╔══
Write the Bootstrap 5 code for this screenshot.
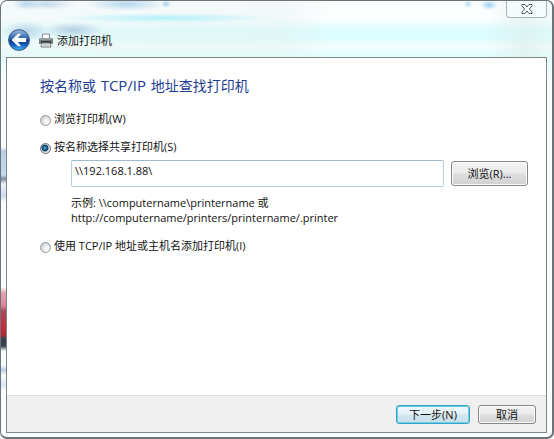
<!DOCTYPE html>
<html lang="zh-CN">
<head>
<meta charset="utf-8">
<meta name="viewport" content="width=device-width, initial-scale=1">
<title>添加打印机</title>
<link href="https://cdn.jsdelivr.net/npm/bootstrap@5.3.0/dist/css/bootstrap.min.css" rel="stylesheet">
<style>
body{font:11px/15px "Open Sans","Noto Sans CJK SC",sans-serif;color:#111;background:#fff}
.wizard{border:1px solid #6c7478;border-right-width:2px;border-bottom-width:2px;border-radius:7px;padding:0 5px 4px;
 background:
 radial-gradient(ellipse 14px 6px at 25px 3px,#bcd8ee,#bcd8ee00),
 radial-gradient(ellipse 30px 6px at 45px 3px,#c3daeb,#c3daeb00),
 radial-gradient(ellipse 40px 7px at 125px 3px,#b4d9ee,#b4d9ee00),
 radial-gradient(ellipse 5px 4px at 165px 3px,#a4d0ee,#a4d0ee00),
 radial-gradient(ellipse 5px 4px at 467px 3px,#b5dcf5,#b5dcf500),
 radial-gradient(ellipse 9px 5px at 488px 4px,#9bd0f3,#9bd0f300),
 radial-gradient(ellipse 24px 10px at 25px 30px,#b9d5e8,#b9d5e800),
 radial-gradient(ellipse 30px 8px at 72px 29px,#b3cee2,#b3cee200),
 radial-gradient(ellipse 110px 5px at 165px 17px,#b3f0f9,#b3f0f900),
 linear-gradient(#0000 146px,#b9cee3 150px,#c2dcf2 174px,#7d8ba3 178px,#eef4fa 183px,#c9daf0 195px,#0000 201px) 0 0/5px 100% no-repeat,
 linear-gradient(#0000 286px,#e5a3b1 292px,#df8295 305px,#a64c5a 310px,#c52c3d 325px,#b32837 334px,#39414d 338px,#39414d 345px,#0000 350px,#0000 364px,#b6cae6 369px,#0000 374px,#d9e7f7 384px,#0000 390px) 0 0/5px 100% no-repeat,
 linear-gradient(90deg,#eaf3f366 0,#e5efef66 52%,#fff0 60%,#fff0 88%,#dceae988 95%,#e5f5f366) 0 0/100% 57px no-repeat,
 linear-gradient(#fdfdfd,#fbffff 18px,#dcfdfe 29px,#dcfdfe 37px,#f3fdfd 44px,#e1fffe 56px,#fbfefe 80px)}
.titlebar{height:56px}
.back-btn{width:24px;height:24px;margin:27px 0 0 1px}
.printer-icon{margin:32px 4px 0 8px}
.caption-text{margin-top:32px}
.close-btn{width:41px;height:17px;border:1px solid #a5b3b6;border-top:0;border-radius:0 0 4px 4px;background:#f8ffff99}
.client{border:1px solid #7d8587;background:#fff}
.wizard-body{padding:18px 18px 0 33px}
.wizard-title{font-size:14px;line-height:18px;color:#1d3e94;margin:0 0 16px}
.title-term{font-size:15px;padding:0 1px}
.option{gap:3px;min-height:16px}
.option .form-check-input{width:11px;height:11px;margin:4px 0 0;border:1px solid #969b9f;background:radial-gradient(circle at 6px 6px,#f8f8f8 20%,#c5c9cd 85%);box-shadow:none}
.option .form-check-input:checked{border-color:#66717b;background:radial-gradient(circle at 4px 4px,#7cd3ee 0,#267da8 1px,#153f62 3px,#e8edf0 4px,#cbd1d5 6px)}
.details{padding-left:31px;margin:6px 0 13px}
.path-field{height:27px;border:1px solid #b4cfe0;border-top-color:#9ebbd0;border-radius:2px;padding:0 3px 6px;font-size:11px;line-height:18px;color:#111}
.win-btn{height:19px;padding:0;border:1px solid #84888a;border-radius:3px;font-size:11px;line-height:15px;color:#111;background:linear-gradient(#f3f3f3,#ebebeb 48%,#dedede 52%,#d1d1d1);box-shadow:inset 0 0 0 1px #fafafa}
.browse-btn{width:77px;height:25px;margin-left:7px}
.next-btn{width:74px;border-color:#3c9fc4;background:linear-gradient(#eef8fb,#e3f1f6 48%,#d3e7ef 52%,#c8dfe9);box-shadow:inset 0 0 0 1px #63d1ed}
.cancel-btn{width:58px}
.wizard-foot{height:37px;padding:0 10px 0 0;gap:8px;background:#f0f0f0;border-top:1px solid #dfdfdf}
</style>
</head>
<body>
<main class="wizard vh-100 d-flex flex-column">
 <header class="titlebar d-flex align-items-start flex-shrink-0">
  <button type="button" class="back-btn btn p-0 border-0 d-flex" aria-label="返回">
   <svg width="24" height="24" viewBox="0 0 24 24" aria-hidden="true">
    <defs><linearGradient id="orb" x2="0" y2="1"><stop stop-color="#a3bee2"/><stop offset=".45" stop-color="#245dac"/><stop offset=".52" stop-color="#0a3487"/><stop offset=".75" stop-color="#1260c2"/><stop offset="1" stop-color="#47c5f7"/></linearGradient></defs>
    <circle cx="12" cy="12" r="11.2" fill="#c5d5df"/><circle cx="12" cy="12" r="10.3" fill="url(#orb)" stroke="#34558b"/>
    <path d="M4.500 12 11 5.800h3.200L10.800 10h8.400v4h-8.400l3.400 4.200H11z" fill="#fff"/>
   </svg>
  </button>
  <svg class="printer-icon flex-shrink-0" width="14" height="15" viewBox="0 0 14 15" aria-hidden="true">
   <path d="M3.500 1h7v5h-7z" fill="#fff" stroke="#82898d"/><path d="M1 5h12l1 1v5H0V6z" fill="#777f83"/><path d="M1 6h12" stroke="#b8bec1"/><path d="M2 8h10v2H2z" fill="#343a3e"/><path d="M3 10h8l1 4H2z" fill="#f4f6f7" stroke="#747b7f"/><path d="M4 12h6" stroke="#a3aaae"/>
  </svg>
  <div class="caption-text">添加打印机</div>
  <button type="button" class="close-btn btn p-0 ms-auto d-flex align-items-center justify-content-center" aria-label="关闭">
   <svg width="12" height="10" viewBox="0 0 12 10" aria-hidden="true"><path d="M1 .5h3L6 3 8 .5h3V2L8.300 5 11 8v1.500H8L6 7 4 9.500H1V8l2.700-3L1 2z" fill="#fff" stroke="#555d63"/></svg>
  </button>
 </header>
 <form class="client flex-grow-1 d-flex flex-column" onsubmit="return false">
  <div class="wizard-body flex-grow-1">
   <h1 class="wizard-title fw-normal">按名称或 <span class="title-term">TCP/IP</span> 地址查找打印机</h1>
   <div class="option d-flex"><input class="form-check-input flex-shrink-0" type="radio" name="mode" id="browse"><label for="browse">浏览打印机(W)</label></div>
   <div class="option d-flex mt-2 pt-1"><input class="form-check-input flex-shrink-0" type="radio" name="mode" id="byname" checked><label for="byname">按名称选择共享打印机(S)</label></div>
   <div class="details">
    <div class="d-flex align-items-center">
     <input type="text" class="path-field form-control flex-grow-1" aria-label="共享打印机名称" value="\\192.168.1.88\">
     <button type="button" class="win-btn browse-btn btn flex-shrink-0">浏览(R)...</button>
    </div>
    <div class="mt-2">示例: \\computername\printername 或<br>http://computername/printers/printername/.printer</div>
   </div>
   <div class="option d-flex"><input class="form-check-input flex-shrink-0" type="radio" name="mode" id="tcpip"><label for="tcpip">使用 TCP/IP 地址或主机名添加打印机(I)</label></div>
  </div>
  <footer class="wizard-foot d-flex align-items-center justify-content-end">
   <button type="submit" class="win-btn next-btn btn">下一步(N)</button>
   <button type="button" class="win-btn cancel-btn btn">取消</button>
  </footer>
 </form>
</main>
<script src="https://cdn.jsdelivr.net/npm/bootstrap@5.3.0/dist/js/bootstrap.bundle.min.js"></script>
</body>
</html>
╚══
TASK REQUIREMENTS
Write out again every line above exactly as given; the pictures do not belong in the copy.

FULL OUTPUT
Write the Bootstrap 5 code for this screenshot.
<!DOCTYPE html>
<html lang="zh-CN">
<head>
<meta charset="utf-8">
<meta name="viewport" content="width=device-width, initial-scale=1">
<title>添加打印机</title>
<link href="https://cdn.jsdelivr.net/npm/bootstrap@5.3.0/dist/css/bootstrap.min.css" rel="stylesheet">
<style>
body{font:11px/15px "Open Sans","Noto Sans CJK SC",sans-serif;color:#111;background:#fff}
.wizard{border:1px solid #6c7478;border-right-width:2px;border-bottom-width:2px;border-radius:7px;padding:0 5px 4px;
 background:
 radial-gradient(ellipse 14px 6px at 25px 3px,#bcd8ee,#bcd8ee00),
 radial-gradient(ellipse 30px 6px at 45px 3px,#c3daeb,#c3daeb00),
 radial-gradient(ellipse 40px 7px at 125px 3px,#b4d9ee,#b4d9ee00),
 radial-gradient(ellipse 5px 4px at 165px 3px,#a4d0ee,#a4d0ee00),
 radial-gradient(ellipse 5px 4px at 467px 3px,#b5dcf5,#b5dcf500),
 radial-gradient(ellipse 9px 5px at 488px 4px,#9bd0f3,#9bd0f300),
 radial-gradient(ellipse 24px 10px at 25px 30px,#b9d5e8,#b9d5e800),
 radial-gradient(ellipse 30px 8px at 72px 29px,#b3cee2,#b3cee200),
 radial-gradient(ellipse 110px 5px at 165px 17px,#b3f0f9,#b3f0f900),
 linear-gradient(#0000 146px,#b9cee3 150px,#c2dcf2 174px,#7d8ba3 178px,#eef4fa 183px,#c9daf0 195px,#0000 201px) 0 0/5px 100% no-repeat,
 linear-gradient(#0000 286px,#e5a3b1 292px,#df8295 305px,#a64c5a 310px,#c52c3d 325px,#b32837 334px,#39414d 338px,#39414d 345px,#0000 350px,#0000 364px,#b6cae6 369px,#0000 374px,#d9e7f7 384px,#0000 390px) 0 0/5px 100% no-repeat,
 linear-gradient(90deg,#eaf3f366 0,#e5efef66 52%,#fff0 60%,#fff0 88%,#dceae988 95%,#e5f5f366) 0 0/100% 57px no-repeat,
 linear-gradient(#fdfdfd,#fbffff 18px,#dcfdfe 29px,#dcfdfe 37px,#f3fdfd 44px,#e1fffe 56px,#fbfefe 80px)}
.titlebar{height:56px}
.back-btn{width:24px;height:24px;margin:27px 0 0 1px}
.printer-icon{margin:32px 4px 0 8px}
.caption-text{margin-top:32px}
.close-btn{width:41px;height:17px;border:1px solid #a5b3b6;border-top:0;border-radius:0 0 4px 4px;background:#f8ffff99}
.client{border:1px solid #7d8587;background:#fff}
.wizard-body{padding:18px 18px 0 33px}
.wizard-title{font-size:14px;line-height:18px;color:#1d3e94;margin:0 0 16px}
.title-term{font-size:15px;padding:0 1px}
.option{gap:3px;min-height:16px}
.option .form-check-input{width:11px;height:11px;margin:4px 0 0;border:1px solid #969b9f;background:radial-gradient(circle at 6px 6px,#f8f8f8 20%,#c5c9cd 85%);box-shadow:none}
.option .form-check-input:checked{border-color:#66717b;background:radial-gradient(circle at 4px 4px,#7cd3ee 0,#267da8 1px,#153f62 3px,#e8edf0 4px,#cbd1d5 6px)}
.details{padding-left:31px;margin:6px 0 13px}
.path-field{height:27px;border:1px solid #b4cfe0;border-top-color:#9ebbd0;border-radius:2px;padding:0 3px 6px;font-size:11px;line-height:18px;color:#111}
.win-btn{height:19px;padding:0;border:1px solid #84888a;border-radius:3px;font-size:11px;line-height:15px;color:#111;background:linear-gradient(#f3f3f3,#ebebeb 48%,#dedede 52%,#d1d1d1);box-shadow:inset 0 0 0 1px #fafafa}
.browse-btn{width:77px;height:25px;margin-left:7px}
.next-btn{width:74px;border-color:#3c9fc4;background:linear-gradient(#eef8fb,#e3f1f6 48%,#d3e7ef 52%,#c8dfe9);box-shadow:inset 0 0 0 1px #63d1ed}
.cancel-btn{width:58px}
.wizard-foot{height:37px;padding:0 10px 0 0;gap:8px;background:#f0f0f0;border-top:1px solid #dfdfdf}
</style>
</head>
<body>
<main class="wizard vh-100 d-flex flex-column">
 <header class="titlebar d-flex align-items-start flex-shrink-0">
  <button type="button" class="back-btn btn p-0 border-0 d-flex" aria-label="返回">
   <svg width="24" height="24" viewBox="0 0 24 24" aria-hidden="true">
    <defs><linearGradient id="orb" x2="0" y2="1"><stop stop-color="#a3bee2"/><stop offset=".45" stop-color="#245dac"/><stop offset=".52" stop-color="#0a3487"/><stop offset=".75" stop-color="#1260c2"/><stop offset="1" stop-color="#47c5f7"/></linearGradient></defs>
    <circle cx="12" cy="12" r="11.2" fill="#c5d5df"/><circle cx="12" cy="12" r="10.3" fill="url(#orb)" stroke="#34558b"/>
    <path d="M4.500 12 11 5.800h3.200L10.800 10h8.400v4h-8.400l3.400 4.200H11z" fill="#fff"/>
   </svg>
  </button>
  <svg class="printer-icon flex-shrink-0" width="14" height="15" viewBox="0 0 14 15" aria-hidden="true">
   <path d="M3.500 1h7v5h-7z" fill="#fff" stroke="#82898d"/><path d="M1 5h12l1 1v5H0V6z" fill="#777f83"/><path d="M1 6h12" stroke="#b8bec1"/><path d="M2 8h10v2H2z" fill="#343a3e"/><path d="M3 10h8l1 4H2z" fill="#f4f6f7" stroke="#747b7f"/><path d="M4 12h6" stroke="#a3aaae"/>
  </svg>
  <div class="caption-text">添加打印机</div>
  <button type="button" class="close-btn btn p-0 ms-auto d-flex align-items-center justify-content-center" aria-label="关闭">
   <svg width="12" height="10" viewBox="0 0 12 10" aria-hidden="true"><path d="M1 .5h3L6 3 8 .5h3V2L8.300 5 11 8v1.500H8L6 7 4 9.500H1V8l2.700-3L1 2z" fill="#fff" stroke="#555d63"/></svg>
  </button>
 </header>
 <form class="client flex-grow-1 d-flex flex-column" onsubmit="return false">
  <div class="wizard-body flex-grow-1">
   <h1 class="wizard-title fw-normal">按名称或 <span class="title-term">TCP/IP</span> 地址查找打印机</h1>
   <div class="option d-flex"><input class="form-check-input flex-shrink-0" type="radio" name="mode" id="browse"><label for="browse">浏览打印机(W)</label></div>
   <div class="option d-flex mt-2 pt-1"><input class="form-check-input flex-shrink-0" type="radio" name="mode" id="byname" checked><label for="byname">按名称选择共享打印机(S)</label></div>
   <div class="details">
    <div class="d-flex align-items-center">
     <input type="text" class="path-field form-control flex-grow-1" aria-label="共享打印机名称" value="\\192.168.1.88\">
     <button type="button" class="win-btn browse-btn btn flex-shrink-0">浏览(R)...</button>
    </div>
    <div class="mt-2">示例: \\computername\printername 或<br>http://computername/printers/printername/.printer</div>
   </div>
   <div class="option d-flex"><input class="form-check-input flex-shrink-0" type="radio" name="mode" id="tcpip"><label for="tcpip">使用 TCP/IP 地址或主机名添加打印机(I)</label></div>
  </div>
  <footer class="wizard-foot d-flex align-items-center justify-content-end">
   <button type="submit" class="win-btn next-btn btn">下一步(N)</button>
   <button type="button" class="win-btn cancel-btn btn">取消</button>
  </footer>
 </form>
</main>
<script src="https://cdn.jsdelivr.net/npm/bootstrap@5.3.0/dist/js/bootstrap.bundle.min.js"></script>
</body>
</html>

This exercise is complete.